## Raw data
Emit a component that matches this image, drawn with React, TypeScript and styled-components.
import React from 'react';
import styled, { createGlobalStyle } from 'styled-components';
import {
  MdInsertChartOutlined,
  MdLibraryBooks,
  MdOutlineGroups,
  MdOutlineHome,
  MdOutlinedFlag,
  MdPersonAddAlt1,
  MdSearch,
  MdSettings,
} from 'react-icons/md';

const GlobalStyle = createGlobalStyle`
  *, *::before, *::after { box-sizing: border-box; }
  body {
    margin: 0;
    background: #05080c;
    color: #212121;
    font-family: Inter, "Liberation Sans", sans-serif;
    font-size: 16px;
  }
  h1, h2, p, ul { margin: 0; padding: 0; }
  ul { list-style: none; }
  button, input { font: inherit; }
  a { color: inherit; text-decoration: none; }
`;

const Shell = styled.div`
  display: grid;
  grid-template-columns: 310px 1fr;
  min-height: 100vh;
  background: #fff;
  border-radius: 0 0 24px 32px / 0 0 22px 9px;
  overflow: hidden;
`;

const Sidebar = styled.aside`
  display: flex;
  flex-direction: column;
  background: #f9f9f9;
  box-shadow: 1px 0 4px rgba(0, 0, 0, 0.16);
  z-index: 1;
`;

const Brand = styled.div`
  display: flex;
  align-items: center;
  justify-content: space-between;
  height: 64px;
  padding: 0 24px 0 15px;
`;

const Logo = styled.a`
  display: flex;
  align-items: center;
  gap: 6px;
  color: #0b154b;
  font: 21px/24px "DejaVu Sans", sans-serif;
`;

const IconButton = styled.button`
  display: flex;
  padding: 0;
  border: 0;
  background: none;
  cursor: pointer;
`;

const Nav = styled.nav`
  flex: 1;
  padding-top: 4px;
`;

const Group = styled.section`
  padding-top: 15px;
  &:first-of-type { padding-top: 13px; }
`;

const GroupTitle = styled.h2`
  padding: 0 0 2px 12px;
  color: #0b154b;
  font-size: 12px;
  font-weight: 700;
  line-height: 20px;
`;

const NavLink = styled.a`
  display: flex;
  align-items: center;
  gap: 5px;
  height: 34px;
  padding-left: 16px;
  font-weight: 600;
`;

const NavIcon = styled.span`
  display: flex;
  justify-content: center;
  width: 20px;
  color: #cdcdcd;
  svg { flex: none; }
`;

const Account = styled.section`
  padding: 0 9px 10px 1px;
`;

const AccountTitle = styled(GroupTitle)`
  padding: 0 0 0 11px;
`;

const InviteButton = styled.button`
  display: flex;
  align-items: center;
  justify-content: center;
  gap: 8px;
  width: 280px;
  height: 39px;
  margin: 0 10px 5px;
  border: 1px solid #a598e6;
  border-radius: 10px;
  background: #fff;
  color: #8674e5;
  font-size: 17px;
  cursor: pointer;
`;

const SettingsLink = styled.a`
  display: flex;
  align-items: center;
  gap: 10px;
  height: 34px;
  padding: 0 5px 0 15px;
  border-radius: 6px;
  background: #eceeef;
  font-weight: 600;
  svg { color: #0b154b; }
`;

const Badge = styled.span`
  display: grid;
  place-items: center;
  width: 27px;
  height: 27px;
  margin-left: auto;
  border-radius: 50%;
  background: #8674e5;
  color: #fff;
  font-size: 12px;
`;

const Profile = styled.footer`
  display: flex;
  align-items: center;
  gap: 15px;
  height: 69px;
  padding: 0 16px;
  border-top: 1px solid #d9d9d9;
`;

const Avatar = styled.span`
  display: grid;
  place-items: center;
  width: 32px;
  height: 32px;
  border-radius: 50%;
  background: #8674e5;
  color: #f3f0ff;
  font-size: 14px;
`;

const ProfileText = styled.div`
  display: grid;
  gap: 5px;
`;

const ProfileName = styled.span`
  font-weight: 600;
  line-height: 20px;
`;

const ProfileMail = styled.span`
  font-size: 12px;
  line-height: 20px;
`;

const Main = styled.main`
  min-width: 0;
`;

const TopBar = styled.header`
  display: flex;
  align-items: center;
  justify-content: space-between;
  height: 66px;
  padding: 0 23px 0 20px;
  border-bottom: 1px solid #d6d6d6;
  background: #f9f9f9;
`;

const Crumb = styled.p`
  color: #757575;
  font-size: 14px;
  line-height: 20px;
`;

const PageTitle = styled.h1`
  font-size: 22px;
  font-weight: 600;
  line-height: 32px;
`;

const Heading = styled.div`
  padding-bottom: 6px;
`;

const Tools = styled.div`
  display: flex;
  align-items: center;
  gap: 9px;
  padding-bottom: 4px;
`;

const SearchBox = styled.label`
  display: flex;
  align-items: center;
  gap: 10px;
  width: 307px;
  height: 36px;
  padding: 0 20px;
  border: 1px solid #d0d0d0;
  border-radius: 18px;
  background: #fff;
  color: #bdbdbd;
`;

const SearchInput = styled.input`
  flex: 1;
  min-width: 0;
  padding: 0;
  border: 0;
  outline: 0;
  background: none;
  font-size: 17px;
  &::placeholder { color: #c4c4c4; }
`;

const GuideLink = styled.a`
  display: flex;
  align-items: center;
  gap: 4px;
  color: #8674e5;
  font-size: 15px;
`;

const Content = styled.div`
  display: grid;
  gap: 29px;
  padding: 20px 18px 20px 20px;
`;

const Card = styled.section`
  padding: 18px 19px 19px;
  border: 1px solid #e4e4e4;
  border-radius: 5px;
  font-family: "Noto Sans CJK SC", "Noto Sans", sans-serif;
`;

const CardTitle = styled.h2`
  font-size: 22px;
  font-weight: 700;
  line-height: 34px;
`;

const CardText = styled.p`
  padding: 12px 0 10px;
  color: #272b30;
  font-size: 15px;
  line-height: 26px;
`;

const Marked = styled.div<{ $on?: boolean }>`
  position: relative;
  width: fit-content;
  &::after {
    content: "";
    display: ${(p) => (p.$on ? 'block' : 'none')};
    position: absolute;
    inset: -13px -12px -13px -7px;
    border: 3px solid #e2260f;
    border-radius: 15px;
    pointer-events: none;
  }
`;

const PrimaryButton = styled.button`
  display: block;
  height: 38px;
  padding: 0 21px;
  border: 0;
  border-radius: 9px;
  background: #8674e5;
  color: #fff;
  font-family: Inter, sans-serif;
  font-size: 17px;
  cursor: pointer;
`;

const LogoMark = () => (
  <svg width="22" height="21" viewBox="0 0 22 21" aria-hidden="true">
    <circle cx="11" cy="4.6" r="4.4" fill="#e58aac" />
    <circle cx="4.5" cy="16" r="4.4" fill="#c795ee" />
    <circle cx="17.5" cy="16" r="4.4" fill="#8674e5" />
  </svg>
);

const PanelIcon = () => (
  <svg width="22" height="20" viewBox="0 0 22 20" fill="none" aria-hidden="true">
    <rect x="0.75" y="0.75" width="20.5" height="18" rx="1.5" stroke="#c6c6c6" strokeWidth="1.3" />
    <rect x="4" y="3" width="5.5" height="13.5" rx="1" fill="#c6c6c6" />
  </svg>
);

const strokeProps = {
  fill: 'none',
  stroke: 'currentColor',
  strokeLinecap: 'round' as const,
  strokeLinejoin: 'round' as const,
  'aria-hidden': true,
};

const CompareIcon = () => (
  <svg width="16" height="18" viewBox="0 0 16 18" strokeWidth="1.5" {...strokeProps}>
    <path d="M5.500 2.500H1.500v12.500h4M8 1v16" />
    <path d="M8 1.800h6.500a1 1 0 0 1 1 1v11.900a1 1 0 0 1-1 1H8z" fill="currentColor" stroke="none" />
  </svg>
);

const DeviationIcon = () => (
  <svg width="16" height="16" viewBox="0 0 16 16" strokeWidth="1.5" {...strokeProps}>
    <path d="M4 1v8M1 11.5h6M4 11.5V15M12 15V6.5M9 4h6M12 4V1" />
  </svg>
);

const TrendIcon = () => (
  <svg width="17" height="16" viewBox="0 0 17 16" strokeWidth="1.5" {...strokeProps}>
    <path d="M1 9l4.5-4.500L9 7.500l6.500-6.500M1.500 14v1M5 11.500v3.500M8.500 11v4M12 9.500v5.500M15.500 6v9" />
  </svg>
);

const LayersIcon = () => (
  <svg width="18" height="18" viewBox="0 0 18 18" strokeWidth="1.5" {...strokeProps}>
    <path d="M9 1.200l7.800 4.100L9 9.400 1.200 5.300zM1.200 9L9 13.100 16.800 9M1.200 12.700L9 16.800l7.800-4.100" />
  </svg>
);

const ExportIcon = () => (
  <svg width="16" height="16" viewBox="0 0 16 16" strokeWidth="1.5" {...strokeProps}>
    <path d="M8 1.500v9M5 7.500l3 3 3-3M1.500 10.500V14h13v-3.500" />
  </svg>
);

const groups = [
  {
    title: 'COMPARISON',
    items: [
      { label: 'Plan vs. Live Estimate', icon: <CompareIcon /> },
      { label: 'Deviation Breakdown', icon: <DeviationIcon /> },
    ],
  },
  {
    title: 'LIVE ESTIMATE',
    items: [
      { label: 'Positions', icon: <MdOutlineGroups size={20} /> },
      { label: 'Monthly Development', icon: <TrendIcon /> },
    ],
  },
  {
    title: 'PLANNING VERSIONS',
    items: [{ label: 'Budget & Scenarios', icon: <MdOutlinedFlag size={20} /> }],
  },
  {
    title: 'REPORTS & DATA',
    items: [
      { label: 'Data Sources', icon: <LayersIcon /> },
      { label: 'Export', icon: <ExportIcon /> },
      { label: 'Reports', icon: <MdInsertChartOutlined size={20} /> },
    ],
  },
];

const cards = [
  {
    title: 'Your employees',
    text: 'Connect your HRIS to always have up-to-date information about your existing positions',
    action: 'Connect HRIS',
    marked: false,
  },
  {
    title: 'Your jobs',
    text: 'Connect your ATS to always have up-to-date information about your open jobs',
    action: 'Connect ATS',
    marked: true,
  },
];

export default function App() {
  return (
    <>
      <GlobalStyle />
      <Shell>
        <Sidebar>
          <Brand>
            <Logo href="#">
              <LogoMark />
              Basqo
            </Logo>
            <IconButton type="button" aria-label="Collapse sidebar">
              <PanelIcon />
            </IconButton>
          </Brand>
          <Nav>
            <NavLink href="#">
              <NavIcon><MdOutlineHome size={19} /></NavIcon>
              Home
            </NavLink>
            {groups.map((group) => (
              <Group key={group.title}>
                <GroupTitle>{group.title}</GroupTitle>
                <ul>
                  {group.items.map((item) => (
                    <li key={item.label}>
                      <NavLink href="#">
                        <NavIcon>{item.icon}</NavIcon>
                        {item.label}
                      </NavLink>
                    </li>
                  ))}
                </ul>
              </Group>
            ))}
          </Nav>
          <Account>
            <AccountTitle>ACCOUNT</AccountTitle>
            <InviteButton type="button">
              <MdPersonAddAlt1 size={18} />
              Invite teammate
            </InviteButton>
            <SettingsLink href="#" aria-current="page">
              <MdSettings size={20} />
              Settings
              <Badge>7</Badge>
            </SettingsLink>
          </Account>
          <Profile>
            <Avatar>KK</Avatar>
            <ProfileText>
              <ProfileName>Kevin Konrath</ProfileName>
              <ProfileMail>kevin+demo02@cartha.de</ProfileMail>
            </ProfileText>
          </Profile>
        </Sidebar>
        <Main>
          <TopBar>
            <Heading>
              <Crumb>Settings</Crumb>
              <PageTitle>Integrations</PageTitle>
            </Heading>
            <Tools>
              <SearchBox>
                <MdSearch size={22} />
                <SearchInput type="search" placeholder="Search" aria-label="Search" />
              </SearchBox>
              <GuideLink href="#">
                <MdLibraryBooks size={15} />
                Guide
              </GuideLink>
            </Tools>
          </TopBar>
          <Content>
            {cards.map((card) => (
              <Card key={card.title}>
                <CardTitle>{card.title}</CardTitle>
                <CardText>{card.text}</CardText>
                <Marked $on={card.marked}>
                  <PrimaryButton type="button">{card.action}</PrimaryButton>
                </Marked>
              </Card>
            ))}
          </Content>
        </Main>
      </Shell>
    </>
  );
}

## Description of the task
Locate all lines holding the word "components", then copy them out.

## Response
Emit a component that matches this image, drawn with React, TypeScript and styled-components.
import styled, { createGlobalStyle } from 'styled-components';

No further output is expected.